Your point, though, has validity in one particular context, and that is the Civil Rights movement of the 1960s. And at that time, there were many theological liberals who were more right than many theological conservatives were on the race issue during the Civil Rights movement. There are many reasons for that, but at least a part of that was that so many of the people involved in the Civil Rights movement were not theological orthodox and I think many orthodox, conservative Christians misread that situation and ended up on the wrong side of the Civil Rights movement. Because it wasn’t that they were wrong, that so many of the people on the side were theological liberals, they were just wrong in this case that that was the issue when it came to making the judgement about the rightness or wrongness about the Civil Rights movement.
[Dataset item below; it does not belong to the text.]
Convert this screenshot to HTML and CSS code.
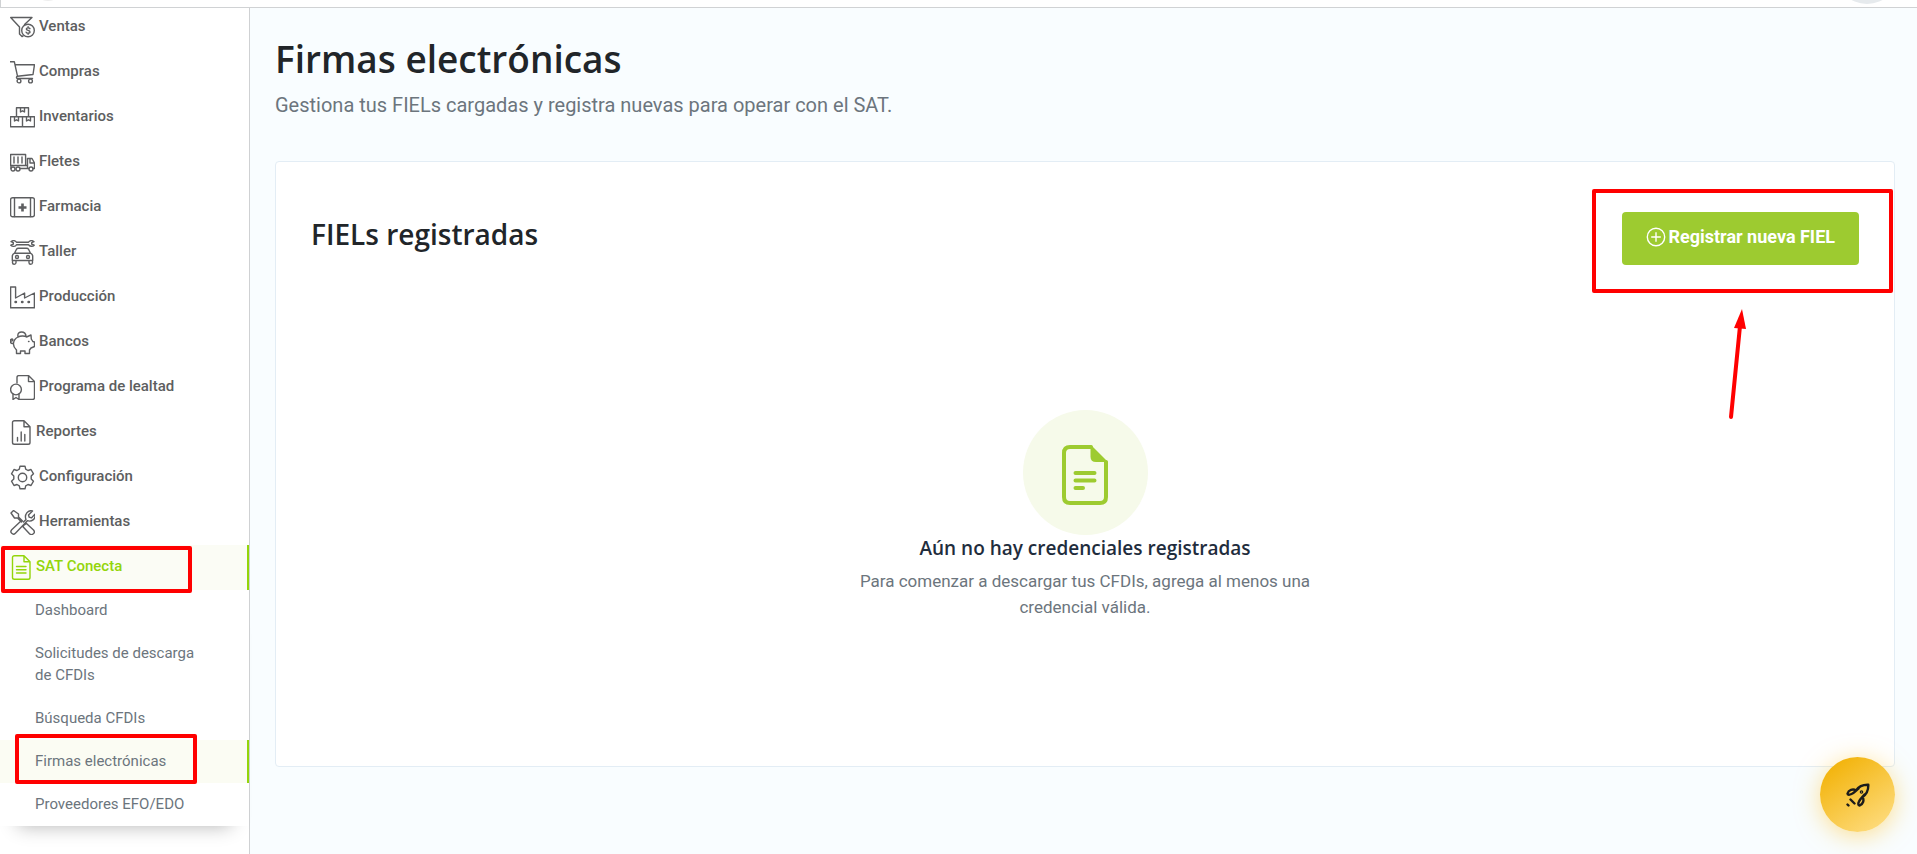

EICHER: Now, before I let you go, I want to ask a question that’s going to require a tremendous amount of speculation, but it is in the spirit of learning from history. But try to put yourself in the position 100 years from now, looking back on us today, what might we be doing today that might just be horrifying to read about 100 years from now?
MOHLER: Well, I think we have to be candid that a lot of the issues we’ve just been discussing still have traction in this society. That’s an ongoing issue. There are people in the secular world and theological liberals who have been looking at this report and then immediately say, well, that’s very interesting because a couple generations from now it’s going to be your grandchildren who are going to apologize for your position, meaning mine, on issues of gender and sexuality.
I don’t believe that to be true. And, let me put it this way, I don’t believe there is any Biblical justification for race-based chattel slavery as is documented. There is no Biblical justification for racial supremacy. There’s every Biblical argument against it. But there is a very clear Biblical teaching from creation all the way through scripture when it comes to issues of gender and sexuality, and I’m quite willing to be found guilty of standing with the scripture regardless of what some future generation may think or judge.
EICHER: Albert Mohler is president of the Southern Baptist Theological Seminary. A special Culture Friday today. Al, thank you so much.
MOHLER: Nick, God bless you and your listeners as well.